Phone List

Problem Description

Given a list of phone numbers, determine if it is consistent in the sense that no number is the prefix of another. Let’s say the phone catalogue listed these numbers:
1. Emergency 911
2. Alice 97 625 999
3. Bob 91 12 54 26
In this case, it’s not possible to call Bob, because the central would direct your call to the emergency line as soon as you had dialled the first three digits of Bob’s phone number. So this list would not be consistent.

 

Input

The first line of input gives a single integer, 1 <= t <= 40, the number of test cases. Each test case starts with n, the number of phone numbers, on a separate line, 1 <= n <= 10000. Then follows n lines with one unique phone number on each line.

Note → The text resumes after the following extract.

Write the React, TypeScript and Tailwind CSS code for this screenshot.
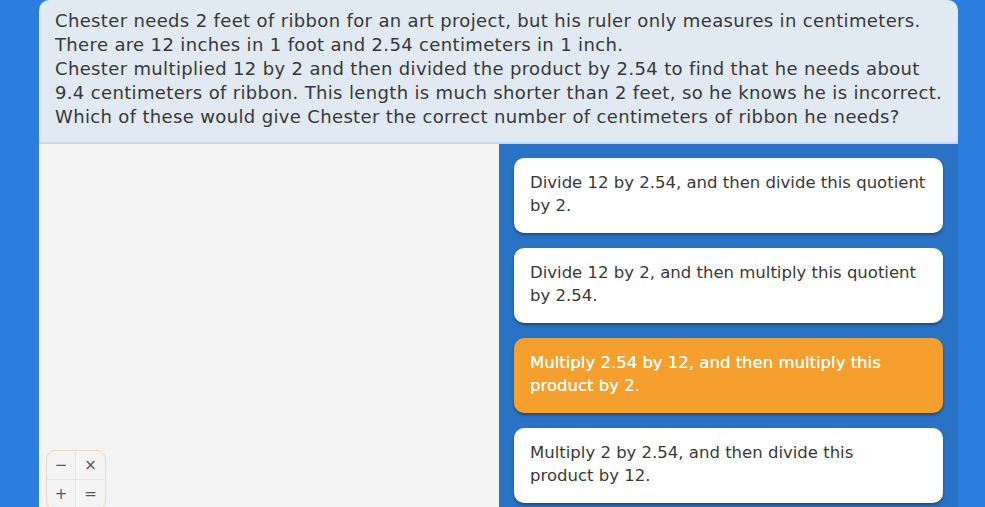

A phone number is a sequence of at most ten digits.

 

Output

For each test case, output “YES” if the list is consistent, or “NO” otherwise.

 

Sample Input

 

2

3

911 97625999 91125426

5

113

12340

123440

12345

98346

 

Sample Output

NO

YES

 

1.数据量比较大，申请后要释放。

2.静态的更好一点

#include<iostream>
#include<algorithm>
#include<cstdio>
#include<cstring>
using namespace std;

bool flag;

struct node{
    bool exist;
    node* next[10];
    node(){
        exist=0;
        memset(next,0,sizeof(next));
    }
};

node* rt;
node* root=NULL;

void build(char *a){
    rt=root;
    bool f=0;
    int t=0,len=strlen(a);
    for(int i=0;i<len;i++){
        int id=a[i]-'0';
        if(rt->next[id]) t++;
        if(rt->exist==1) f=1;
        if(!rt->next[id]) rt->next[id]=new node();
        rt=rt->next[id];
    }
    rt->exist=1;
    if(t==len||f) flag=1;
}

void del(node* root){
    for(int i=0;i<10;i++){
        if(root->next[i])
           del(root->next[i]);
    }
    delete(root);
}
int main()
{   int n;scanf("%d",&n);
    while(n--){
        int m;scanf("%d",&m);
        flag=0;
        root=new node();
        for(int i=0;i<m;i++){
            char s[20];
            scanf("%s",s);
            build(s);
        }
        if(flag) cout<<"NO"<<endl;
        else cout<<"YES"<<endl;
        del(root);
    }
}